Marco Raveri (mraveri@sas.upenn.edu)
In this notebook we show a worked example of how to go from the posterior of a given experiment to understanding the physics that controls its best constrained properties.
We work with the results of the Dark Energy Survey (DES) first year of data (https://arxiv.org/abs/1708.01530). Specifically we consider the full weak lensing and galaxy clustering (3x2) analysis.
# Show plots inline, and load main getdist plot module and samples class
%matplotlib inline
%config InlineBackend.figure_format = 'retina'
%load_ext autoreload
%autoreload 1
# import libraries:
import sys, os
sys.path.insert(0,os.path.realpath(os.path.join(os.getcwd(),'../..')))
from getdist import plots, MCSamples
from getdist.gaussian_mixtures import GaussianND
import getdist
getdist.chains.print_load_details = False
import scipy
import matplotlib.pyplot as plt
import IPython
from IPython.display import Markdown
import numpy as np
import seaborn as sns
# import the tensiometer tools that we need:
from tensiometer import utilities
from tensiometer import gaussian_tension
We now import the chains with the parameter posteriors.

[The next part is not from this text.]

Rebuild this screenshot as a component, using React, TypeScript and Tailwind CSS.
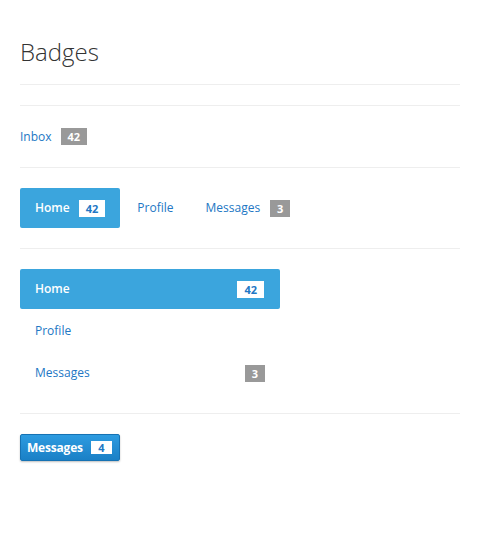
const Rule = () => <div className="h-px bg-[#eeeeee]" />

const Badge = ({ n, light }: { n: string; light?: boolean }) => (
  <span
    className={
      light
        ? 'inline-flex h-[17px] min-w-[20px] items-center justify-center bg-white px-[7px] text-[11px] font-bold leading-none text-[#2277c4]'
        : 'inline-flex h-[17px] min-w-[20px] items-center justify-center bg-[#999999] px-[7px] text-[11px] font-bold leading-none text-white'
    }
  >
    {n}
  </span>
)

const App = () => {
  return (
    <div className="min-h-[560px] bg-white px-5 pt-[35px] text-[12px] text-[#333333] font-['Open_Sans',sans-serif]">
      {/* heading */}
      <h1 className="text-[24px] font-light leading-[34px]">Badges</h1>
      <div className="mt-[15px]">
        <Rule />
      </div>
      <div className="mt-5">
        <Rule />
      </div>

      {/* simple link with badge */}
      <div className="flex h-[61px] items-center gap-[9px]">
        <a className="text-[#2277c4]">Inbox</a>
        <Badge n="42" />
      </div>
      <Rule />

      {/* horizontal pills */}
      <div className="flex gap-[2px] pt-5 pb-5">
        <a className="flex h-10 items-center gap-[9px] rounded-[2px] bg-[#3ba5dd] pl-[15px] pr-[15px] font-semibold text-white">
          Home <Badge n="42" light />
        </a>
        <a className="flex h-10 items-center px-[15px] text-[#2277c4]">Profile</a>
        <a className="flex h-10 items-center gap-[10px] px-[15px] text-[#2277c4]">
          Messages <Badge n="3" />
        </a>
      </div>
      <Rule />

      {/* stacked pills */}
      <div className="flex w-[260px] flex-col gap-[2px] pt-5 pb-5">
        <a className="flex h-10 items-center justify-between rounded-[2px] bg-[#3ba5dd] pl-[15px] pr-[16px] font-semibold text-white">
          Home <Badge n="42" light />
        </a>
        <a className="flex h-10 items-center px-[15px] text-[#2277c4]">Profile</a>
        <a className="flex h-10 items-center justify-between pl-[15px] pr-[15px] text-[#2277c4]">
          Messages <Badge n="3" />
        </a>
      </div>
      <Rule />

      {/* button with badge */}
      <div className="pt-5">
        <button className="flex h-[27px] items-center gap-[8px] rounded-[2px] border border-[#1672b3] bg-gradient-to-b from-[#2d9be0] to-[#1a80c6] pl-[6px] pr-[7px] text-[12px] font-bold tracking-[-0.2px] text-white shadow-[0_1px_2px_rgba(0,0,0,0.25)]">
          Messages
          <span className="inline-flex h-[13px] min-w-[21px] items-center justify-center bg-white px-[6px] text-[11px] font-bold leading-none tracking-normal text-[#2277c4]">
            4
          </span>
        </button>
      </div>
    </div>
  )
}

export default App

Notice that we have removed many parameters from the chains since they were irrelevant to the example. The chains are already fully polished. Burn in has been removed and the samples have been thinned (to save space on github).
We have run a prior only chain to ensure that the modeling of the prior is as faithful as possible. In particular, in standard cosmological analyses, we have priors on derived parameters that would give non-trivial shapes to the parameters that are being sampled (see for example Appendix F in https://arxiv.org/abs/1806.04649)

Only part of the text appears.